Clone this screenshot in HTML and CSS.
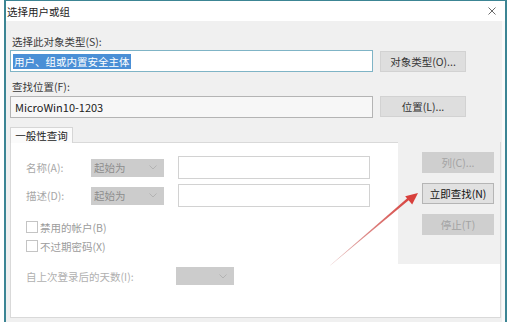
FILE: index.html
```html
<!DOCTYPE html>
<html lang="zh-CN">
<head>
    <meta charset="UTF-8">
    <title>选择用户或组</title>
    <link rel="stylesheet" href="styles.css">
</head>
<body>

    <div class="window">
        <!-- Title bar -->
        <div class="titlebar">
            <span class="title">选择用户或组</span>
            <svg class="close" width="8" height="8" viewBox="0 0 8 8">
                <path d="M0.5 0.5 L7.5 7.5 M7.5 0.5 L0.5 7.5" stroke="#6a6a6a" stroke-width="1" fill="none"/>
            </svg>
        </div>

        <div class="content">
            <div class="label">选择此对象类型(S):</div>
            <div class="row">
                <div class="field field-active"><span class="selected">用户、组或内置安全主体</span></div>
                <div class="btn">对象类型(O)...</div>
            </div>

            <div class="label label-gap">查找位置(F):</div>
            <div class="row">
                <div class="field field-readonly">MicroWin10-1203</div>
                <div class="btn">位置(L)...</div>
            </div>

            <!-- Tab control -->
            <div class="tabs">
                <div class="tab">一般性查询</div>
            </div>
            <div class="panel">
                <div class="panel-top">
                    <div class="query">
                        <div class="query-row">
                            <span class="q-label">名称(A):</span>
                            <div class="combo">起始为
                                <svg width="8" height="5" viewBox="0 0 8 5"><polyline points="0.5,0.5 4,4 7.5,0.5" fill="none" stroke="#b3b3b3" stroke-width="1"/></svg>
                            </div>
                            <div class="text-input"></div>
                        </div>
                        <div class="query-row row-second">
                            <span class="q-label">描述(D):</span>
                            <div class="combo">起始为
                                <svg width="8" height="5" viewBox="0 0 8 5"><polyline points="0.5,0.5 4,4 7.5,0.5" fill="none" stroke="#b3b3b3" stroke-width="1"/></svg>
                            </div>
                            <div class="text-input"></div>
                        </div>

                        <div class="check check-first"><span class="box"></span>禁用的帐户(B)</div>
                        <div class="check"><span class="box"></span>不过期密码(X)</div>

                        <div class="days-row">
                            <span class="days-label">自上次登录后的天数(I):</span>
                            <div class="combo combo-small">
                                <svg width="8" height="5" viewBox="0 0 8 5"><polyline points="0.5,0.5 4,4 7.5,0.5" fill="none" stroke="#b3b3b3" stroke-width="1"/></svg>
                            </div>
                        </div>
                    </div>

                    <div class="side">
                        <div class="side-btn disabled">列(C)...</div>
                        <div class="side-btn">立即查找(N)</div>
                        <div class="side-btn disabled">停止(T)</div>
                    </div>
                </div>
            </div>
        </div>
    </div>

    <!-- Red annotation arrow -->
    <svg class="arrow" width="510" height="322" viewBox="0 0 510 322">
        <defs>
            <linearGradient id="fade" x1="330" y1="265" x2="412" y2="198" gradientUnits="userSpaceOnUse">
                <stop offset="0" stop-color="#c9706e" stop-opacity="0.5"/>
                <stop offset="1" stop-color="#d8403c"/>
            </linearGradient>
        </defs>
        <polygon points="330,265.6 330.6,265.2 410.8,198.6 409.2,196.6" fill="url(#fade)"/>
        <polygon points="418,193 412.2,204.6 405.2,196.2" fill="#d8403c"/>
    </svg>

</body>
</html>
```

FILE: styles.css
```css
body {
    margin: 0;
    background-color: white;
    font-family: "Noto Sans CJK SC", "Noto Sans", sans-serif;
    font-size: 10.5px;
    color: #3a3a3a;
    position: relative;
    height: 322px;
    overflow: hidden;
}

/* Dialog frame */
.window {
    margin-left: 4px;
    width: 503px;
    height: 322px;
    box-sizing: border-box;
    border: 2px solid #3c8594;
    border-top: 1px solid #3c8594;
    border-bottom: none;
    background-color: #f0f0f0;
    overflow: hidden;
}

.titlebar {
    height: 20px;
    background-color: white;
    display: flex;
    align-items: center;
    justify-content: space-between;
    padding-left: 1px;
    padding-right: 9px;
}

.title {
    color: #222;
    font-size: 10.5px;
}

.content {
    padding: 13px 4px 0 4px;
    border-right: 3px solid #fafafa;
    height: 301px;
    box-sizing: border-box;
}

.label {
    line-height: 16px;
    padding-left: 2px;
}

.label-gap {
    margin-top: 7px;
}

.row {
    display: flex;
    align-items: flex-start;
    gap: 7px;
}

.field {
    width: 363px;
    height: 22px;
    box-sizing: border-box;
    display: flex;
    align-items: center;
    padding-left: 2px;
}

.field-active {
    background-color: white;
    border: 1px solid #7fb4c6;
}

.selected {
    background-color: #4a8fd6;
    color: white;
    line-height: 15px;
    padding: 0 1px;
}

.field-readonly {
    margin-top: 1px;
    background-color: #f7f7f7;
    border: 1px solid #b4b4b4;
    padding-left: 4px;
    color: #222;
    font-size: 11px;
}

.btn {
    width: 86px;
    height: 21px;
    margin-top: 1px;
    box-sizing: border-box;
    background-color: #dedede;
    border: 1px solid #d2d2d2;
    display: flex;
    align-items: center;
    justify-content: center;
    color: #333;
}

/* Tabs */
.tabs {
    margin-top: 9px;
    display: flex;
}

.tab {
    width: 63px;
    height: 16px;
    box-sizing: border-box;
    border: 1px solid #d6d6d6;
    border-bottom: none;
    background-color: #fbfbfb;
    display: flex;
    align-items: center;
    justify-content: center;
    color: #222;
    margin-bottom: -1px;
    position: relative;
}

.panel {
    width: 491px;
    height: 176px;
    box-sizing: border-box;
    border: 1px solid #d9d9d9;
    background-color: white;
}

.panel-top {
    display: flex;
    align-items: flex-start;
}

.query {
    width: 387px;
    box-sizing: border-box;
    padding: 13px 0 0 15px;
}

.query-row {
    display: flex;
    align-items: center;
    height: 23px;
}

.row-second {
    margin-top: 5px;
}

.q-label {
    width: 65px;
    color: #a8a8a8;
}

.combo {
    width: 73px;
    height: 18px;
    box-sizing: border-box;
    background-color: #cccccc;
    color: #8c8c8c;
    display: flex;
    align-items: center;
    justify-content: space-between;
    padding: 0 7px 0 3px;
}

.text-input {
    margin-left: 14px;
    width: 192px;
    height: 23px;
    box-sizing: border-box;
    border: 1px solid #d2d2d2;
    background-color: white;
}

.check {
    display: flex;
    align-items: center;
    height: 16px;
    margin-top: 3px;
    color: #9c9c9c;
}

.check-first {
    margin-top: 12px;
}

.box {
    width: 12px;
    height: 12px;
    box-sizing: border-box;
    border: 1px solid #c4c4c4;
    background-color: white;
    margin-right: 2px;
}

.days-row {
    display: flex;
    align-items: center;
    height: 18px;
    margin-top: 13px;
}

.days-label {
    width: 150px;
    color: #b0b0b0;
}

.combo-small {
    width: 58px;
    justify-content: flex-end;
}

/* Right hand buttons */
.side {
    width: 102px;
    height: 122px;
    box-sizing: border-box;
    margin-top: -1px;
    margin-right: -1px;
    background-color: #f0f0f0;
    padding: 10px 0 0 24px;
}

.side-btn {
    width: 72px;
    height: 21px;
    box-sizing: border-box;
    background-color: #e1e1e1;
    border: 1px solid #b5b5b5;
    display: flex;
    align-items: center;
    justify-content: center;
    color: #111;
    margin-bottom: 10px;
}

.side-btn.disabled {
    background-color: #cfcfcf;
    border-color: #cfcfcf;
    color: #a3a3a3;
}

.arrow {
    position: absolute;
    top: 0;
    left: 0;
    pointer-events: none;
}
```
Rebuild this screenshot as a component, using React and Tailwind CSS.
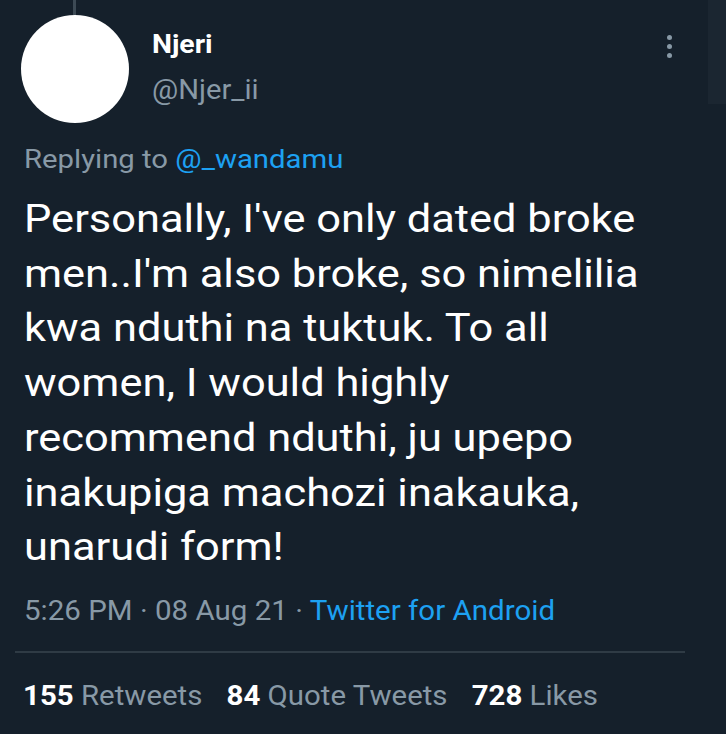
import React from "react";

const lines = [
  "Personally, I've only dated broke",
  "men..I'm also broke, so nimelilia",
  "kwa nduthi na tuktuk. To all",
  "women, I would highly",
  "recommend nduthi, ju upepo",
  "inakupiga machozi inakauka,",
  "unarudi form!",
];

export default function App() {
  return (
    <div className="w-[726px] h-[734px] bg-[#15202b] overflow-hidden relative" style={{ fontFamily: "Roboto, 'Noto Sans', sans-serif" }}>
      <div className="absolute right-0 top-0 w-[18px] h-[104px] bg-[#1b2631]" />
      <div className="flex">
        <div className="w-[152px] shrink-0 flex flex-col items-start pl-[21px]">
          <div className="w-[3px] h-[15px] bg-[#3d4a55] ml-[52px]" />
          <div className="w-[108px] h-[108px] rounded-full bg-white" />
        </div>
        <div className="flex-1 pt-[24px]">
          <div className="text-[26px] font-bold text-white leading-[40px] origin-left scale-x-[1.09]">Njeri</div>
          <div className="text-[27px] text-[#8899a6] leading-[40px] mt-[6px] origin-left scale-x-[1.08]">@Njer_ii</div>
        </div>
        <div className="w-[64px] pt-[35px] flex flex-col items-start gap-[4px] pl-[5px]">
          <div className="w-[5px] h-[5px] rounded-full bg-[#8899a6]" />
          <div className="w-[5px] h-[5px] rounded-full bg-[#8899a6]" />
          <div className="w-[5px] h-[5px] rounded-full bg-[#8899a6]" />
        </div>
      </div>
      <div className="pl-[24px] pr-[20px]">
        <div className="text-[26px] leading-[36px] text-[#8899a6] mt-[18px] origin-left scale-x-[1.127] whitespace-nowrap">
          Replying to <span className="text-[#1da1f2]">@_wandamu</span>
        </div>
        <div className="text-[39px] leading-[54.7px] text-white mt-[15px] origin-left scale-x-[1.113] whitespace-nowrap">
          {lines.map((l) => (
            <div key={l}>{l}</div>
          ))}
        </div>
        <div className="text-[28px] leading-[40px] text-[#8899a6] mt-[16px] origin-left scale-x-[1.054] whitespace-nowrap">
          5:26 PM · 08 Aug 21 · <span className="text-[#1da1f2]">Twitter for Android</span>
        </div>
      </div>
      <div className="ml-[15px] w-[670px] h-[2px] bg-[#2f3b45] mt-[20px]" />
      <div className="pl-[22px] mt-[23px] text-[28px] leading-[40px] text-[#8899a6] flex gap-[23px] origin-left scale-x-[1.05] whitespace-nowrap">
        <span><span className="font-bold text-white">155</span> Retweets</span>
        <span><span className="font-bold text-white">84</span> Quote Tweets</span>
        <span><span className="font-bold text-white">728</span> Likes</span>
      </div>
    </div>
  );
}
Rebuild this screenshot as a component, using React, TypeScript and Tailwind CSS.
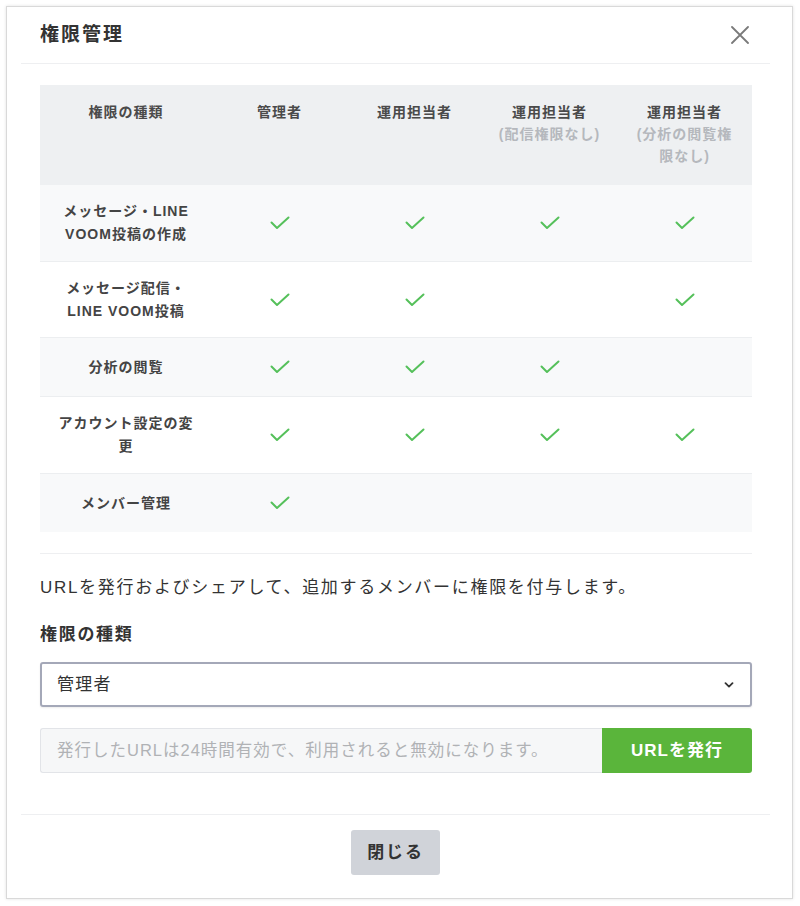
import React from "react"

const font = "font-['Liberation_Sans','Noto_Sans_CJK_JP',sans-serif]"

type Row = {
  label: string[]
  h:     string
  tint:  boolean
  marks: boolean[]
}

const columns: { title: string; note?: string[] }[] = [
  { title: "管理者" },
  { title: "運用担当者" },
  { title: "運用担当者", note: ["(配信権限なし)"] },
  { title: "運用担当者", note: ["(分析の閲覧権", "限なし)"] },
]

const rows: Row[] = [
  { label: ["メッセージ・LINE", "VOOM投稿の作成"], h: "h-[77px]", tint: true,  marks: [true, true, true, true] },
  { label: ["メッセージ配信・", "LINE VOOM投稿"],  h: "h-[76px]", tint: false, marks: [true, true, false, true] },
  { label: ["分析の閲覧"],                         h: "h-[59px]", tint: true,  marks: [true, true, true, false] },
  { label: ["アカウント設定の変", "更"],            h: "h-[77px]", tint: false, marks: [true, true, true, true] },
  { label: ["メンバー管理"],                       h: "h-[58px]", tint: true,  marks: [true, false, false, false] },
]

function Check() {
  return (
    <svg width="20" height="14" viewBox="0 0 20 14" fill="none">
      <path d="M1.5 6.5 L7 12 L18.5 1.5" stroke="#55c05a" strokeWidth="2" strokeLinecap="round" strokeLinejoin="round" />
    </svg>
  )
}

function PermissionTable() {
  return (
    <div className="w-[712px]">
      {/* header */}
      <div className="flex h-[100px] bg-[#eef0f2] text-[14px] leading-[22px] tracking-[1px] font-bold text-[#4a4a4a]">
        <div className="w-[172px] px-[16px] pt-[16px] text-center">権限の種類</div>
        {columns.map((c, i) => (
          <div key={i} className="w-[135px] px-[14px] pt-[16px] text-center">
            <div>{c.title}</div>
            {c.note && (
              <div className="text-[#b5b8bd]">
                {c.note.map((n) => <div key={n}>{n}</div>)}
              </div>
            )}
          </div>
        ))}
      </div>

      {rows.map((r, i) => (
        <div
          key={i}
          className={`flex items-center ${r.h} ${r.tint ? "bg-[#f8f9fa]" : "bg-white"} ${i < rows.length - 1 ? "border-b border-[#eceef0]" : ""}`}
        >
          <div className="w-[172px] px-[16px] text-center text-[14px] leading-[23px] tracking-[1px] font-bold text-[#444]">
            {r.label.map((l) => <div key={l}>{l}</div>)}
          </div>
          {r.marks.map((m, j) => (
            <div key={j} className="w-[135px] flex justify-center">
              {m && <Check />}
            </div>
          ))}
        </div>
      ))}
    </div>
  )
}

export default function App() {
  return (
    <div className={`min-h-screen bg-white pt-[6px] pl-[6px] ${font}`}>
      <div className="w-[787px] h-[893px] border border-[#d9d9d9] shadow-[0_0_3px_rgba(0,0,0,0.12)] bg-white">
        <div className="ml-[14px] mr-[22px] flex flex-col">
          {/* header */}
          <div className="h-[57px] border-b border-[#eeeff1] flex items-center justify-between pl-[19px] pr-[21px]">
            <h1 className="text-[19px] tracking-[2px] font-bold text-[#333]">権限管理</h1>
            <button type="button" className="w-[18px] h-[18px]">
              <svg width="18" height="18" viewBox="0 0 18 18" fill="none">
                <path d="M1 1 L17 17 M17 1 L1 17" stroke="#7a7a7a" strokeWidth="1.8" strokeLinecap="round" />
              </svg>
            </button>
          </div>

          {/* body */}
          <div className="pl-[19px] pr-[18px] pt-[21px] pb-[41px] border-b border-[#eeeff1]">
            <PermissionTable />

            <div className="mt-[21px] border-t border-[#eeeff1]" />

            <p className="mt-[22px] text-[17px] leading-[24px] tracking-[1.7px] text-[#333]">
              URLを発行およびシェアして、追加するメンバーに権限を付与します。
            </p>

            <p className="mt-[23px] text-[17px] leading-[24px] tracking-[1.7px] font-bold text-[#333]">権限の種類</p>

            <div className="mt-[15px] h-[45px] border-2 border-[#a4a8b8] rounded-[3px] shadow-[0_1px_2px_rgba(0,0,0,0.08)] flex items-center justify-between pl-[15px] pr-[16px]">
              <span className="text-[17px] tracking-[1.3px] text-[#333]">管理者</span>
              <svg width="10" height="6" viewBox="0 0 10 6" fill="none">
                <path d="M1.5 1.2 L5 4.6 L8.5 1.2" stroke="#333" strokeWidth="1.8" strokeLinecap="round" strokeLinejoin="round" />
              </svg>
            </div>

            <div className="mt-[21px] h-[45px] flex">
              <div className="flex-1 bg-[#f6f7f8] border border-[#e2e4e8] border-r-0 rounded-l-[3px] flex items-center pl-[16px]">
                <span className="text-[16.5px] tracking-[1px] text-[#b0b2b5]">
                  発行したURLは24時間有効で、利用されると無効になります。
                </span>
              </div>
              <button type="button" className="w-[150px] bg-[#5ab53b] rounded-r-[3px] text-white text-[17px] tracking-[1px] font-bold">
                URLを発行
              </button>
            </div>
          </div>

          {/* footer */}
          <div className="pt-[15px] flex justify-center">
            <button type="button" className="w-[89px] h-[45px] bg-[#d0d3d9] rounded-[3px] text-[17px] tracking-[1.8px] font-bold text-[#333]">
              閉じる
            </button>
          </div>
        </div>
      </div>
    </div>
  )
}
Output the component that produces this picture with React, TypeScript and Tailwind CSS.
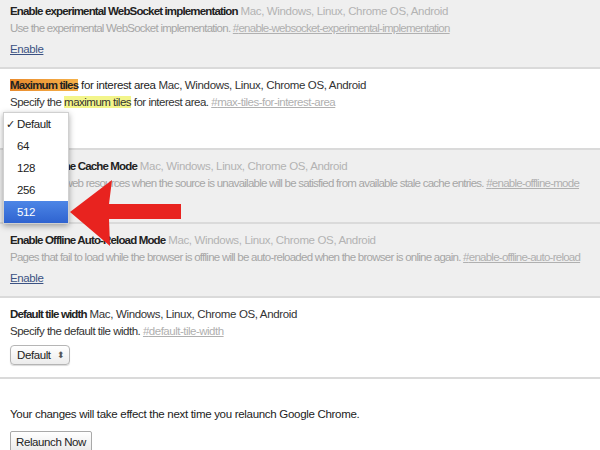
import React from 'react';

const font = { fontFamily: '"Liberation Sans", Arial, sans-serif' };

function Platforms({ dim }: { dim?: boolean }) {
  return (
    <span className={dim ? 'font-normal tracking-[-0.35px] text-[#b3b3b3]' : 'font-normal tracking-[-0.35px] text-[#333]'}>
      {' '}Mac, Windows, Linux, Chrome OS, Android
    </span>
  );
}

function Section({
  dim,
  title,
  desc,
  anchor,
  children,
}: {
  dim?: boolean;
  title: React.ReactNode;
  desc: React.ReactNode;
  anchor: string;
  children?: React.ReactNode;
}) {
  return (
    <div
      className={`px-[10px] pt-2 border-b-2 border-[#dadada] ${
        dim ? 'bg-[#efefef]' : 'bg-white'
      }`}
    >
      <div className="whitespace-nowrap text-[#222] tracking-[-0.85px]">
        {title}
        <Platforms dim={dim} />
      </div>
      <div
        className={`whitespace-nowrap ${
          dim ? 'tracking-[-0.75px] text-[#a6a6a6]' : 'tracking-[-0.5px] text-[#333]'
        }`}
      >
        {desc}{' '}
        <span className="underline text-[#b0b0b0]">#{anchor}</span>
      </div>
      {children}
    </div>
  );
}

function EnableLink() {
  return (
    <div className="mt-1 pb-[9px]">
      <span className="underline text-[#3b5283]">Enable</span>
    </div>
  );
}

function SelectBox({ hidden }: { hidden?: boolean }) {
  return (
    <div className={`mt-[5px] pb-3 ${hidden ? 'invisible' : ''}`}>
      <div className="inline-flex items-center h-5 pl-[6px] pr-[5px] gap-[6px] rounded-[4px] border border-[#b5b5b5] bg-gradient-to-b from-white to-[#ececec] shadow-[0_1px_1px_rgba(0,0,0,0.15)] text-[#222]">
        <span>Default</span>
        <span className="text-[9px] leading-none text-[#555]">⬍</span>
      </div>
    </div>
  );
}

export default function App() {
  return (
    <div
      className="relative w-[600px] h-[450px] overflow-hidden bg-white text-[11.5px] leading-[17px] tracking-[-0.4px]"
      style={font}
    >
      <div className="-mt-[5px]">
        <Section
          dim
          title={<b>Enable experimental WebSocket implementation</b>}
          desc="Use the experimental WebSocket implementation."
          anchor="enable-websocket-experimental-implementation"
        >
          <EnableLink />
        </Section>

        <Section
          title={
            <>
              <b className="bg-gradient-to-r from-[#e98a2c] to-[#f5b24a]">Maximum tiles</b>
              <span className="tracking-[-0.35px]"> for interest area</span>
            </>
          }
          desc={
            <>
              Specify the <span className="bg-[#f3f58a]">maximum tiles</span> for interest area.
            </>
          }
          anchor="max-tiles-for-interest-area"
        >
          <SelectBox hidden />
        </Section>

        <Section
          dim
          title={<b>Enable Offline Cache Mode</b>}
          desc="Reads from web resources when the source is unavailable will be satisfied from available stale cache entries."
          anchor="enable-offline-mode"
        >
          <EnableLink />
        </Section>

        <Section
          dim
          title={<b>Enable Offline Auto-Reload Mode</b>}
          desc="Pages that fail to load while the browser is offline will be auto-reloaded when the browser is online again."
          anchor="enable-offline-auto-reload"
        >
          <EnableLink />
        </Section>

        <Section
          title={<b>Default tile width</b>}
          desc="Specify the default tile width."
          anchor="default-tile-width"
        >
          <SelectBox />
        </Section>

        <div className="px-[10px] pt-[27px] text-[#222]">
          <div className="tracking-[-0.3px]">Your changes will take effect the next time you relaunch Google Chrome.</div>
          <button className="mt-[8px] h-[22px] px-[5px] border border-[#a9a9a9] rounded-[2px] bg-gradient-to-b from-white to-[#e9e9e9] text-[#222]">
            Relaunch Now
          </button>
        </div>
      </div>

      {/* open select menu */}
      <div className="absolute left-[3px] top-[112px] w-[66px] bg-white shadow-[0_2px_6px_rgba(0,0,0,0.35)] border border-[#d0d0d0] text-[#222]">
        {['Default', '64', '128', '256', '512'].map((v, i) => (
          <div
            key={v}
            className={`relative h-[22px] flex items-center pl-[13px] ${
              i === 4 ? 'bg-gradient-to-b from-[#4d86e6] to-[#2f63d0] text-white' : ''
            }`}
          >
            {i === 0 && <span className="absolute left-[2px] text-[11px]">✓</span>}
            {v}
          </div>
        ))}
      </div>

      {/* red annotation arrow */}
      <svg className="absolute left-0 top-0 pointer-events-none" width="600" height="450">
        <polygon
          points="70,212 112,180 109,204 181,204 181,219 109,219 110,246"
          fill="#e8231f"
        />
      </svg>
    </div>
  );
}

====

**REQUIREMENTS**
Each line that holds the word "this" should be extracted from the records.

**EXPECTED ANSWER**
Clone this screenshot in HTML and CSS.
Rebuild this screenshot as a component, using React and Tailwind CSS.
Rebuild this screenshot as a component, using React, TypeScript and Tailwind CSS.
Output the component that produces this picture with React, TypeScript and Tailwind CSS.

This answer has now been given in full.